___ DATA SEGMENT ___
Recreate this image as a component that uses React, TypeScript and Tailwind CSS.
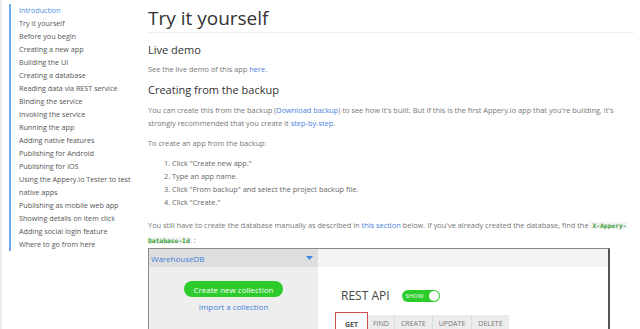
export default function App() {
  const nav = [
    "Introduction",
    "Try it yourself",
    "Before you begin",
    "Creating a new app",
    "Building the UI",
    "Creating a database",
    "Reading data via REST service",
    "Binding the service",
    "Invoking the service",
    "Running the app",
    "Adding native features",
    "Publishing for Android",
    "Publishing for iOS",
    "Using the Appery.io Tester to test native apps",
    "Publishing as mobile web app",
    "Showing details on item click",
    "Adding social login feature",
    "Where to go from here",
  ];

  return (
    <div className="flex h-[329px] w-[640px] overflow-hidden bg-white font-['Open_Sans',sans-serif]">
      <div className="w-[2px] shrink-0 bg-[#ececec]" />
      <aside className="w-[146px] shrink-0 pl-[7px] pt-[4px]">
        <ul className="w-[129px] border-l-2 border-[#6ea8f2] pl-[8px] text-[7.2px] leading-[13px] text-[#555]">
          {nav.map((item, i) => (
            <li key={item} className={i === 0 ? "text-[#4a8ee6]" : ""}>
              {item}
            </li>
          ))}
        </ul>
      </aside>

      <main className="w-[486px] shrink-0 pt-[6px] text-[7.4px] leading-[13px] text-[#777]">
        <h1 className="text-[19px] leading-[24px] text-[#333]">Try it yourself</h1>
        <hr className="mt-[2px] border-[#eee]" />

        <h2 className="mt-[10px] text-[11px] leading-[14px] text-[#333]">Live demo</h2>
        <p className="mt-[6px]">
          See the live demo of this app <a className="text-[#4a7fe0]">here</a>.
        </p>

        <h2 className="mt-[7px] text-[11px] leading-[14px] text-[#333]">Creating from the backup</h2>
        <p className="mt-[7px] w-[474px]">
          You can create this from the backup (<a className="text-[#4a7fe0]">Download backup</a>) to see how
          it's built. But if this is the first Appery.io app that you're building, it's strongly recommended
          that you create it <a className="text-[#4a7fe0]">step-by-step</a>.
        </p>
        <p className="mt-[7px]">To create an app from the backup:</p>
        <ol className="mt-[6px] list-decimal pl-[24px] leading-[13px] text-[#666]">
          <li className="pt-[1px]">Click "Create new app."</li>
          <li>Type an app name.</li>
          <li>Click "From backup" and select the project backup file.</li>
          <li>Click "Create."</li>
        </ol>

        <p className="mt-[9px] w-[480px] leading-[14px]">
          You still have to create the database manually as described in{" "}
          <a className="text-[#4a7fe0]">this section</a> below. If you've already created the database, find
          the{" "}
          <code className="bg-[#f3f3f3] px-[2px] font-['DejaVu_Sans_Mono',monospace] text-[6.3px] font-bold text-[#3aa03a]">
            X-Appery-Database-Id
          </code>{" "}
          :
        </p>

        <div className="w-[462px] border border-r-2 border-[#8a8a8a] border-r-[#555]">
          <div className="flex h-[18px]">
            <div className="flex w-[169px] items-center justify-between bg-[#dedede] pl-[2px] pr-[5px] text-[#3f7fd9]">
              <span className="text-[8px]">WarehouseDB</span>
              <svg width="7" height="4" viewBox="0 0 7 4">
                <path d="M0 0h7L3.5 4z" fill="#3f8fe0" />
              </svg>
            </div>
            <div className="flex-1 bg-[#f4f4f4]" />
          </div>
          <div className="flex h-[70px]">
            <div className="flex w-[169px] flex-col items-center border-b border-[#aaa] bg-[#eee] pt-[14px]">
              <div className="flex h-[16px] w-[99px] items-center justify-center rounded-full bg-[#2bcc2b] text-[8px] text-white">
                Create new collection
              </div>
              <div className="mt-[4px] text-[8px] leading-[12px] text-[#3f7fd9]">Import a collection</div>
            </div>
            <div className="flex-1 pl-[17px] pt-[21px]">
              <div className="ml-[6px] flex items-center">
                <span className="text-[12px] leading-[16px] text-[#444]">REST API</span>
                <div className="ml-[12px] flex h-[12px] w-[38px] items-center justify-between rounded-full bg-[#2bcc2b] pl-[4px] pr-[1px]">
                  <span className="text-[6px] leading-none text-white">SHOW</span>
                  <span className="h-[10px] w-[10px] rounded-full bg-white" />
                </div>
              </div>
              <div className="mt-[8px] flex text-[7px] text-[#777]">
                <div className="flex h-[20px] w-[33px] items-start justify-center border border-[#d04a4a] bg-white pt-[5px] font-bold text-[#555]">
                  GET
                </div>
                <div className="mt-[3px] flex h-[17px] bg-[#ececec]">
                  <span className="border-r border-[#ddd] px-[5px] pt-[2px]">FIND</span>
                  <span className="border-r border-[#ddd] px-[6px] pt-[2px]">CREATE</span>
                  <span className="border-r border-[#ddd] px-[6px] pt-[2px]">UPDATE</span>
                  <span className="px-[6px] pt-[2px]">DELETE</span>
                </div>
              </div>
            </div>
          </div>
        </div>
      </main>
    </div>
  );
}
___
▶ _AIM OF THE TASK_:
Would you set down the listing exactly, omitting pictures?

▶ _OUTPUT OF THE EXERCISE_:
Recreate this image as a component that uses React, TypeScript and Tailwind CSS.
export default function App() {
  const nav = [
    "Introduction",
    "Try it yourself",
    "Before you begin",
    "Creating a new app",
    "Building the UI",
    "Creating a database",
    "Reading data via REST service",
    "Binding the service",
    "Invoking the service",
    "Running the app",
    "Adding native features",
    "Publishing for Android",
    "Publishing for iOS",
    "Using the Appery.io Tester to test native apps",
    "Publishing as mobile web app",
    "Showing details on item click",
    "Adding social login feature",
    "Where to go from here",
  ];

  return (
    <div className="flex h-[329px] w-[640px] overflow-hidden bg-white font-['Open_Sans',sans-serif]">
      <div className="w-[2px] shrink-0 bg-[#ececec]" />
      <aside className="w-[146px] shrink-0 pl-[7px] pt-[4px]">
        <ul className="w-[129px] border-l-2 border-[#6ea8f2] pl-[8px] text-[7.2px] leading-[13px] text-[#555]">
          {nav.map((item, i) => (
            <li key={item} className={i === 0 ? "text-[#4a8ee6]" : ""}>
              {item}
            </li>
          ))}
        </ul>
      </aside>

      <main className="w-[486px] shrink-0 pt-[6px] text-[7.4px] leading-[13px] text-[#777]">
        <h1 className="text-[19px] leading-[24px] text-[#333]">Try it yourself</h1>
        <hr className="mt-[2px] border-[#eee]" />

        <h2 className="mt-[10px] text-[11px] leading-[14px] text-[#333]">Live demo</h2>
        <p className="mt-[6px]">
          See the live demo of this app <a className="text-[#4a7fe0]">here</a>.
        </p>

        <h2 className="mt-[7px] text-[11px] leading-[14px] text-[#333]">Creating from the backup</h2>
        <p className="mt-[7px] w-[474px]">
          You can create this from the backup (<a className="text-[#4a7fe0]">Download backup</a>) to see how
          it's built. But if this is the first Appery.io app that you're building, it's strongly recommended
          that you create it <a className="text-[#4a7fe0]">step-by-step</a>.
        </p>
        <p className="mt-[7px]">To create an app from the backup:</p>
        <ol className="mt-[6px] list-decimal pl-[24px] leading-[13px] text-[#666]">
          <li className="pt-[1px]">Click "Create new app."</li>
          <li>Type an app name.</li>
          <li>Click "From backup" and select the project backup file.</li>
          <li>Click "Create."</li>
        </ol>

        <p className="mt-[9px] w-[480px] leading-[14px]">
          You still have to create the database manually as described in{" "}
          <a className="text-[#4a7fe0]">this section</a> below. If you've already created the database, find
          the{" "}
          <code className="bg-[#f3f3f3] px-[2px] font-['DejaVu_Sans_Mono',monospace] text-[6.3px] font-bold text-[#3aa03a]">
            X-Appery-Database-Id
          </code>{" "}
          :
        </p>

        <div className="w-[462px] border border-r-2 border-[#8a8a8a] border-r-[#555]">
          <div className="flex h-[18px]">
            <div className="flex w-[169px] items-center justify-between bg-[#dedede] pl-[2px] pr-[5px] text-[#3f7fd9]">
              <span className="text-[8px]">WarehouseDB</span>
              <svg width="7" height="4" viewBox="0 0 7 4">
                <path d="M0 0h7L3.5 4z" fill="#3f8fe0" />
              </svg>
            </div>
            <div className="flex-1 bg-[#f4f4f4]" />
          </div>
          <div className="flex h-[70px]">
            <div className="flex w-[169px] flex-col items-center border-b border-[#aaa] bg-[#eee] pt-[14px]">
              <div className="flex h-[16px] w-[99px] items-center justify-center rounded-full bg-[#2bcc2b] text-[8px] text-white">
                Create new collection
              </div>
              <div className="mt-[4px] text-[8px] leading-[12px] text-[#3f7fd9]">Import a collection</div>
            </div>
            <div className="flex-1 pl-[17px] pt-[21px]">
              <div className="ml-[6px] flex items-center">
                <span className="text-[12px] leading-[16px] text-[#444]">REST API</span>
                <div className="ml-[12px] flex h-[12px] w-[38px] items-center justify-between rounded-full bg-[#2bcc2b] pl-[4px] pr-[1px]">
                  <span className="text-[6px] leading-none text-white">SHOW</span>
                  <span className="h-[10px] w-[10px] rounded-full bg-white" />
                </div>
              </div>
              <div className="mt-[8px] flex text-[7px] text-[#777]">
                <div className="flex h-[20px] w-[33px] items-start justify-center border border-[#d04a4a] bg-white pt-[5px] font-bold text-[#555]">
                  GET
                </div>
                <div className="mt-[3px] flex h-[17px] bg-[#ececec]">
                  <span className="border-r border-[#ddd] px-[5px] pt-[2px]">FIND</span>
                  <span className="border-r border-[#ddd] px-[6px] pt-[2px]">CREATE</span>
                  <span className="border-r border-[#ddd] px-[6px] pt-[2px]">UPDATE</span>
                  <span className="px-[6px] pt-[2px]">DELETE</span>
                </div>
              </div>
            </div>
          </div>
        </div>
      </main>
    </div>
  );
}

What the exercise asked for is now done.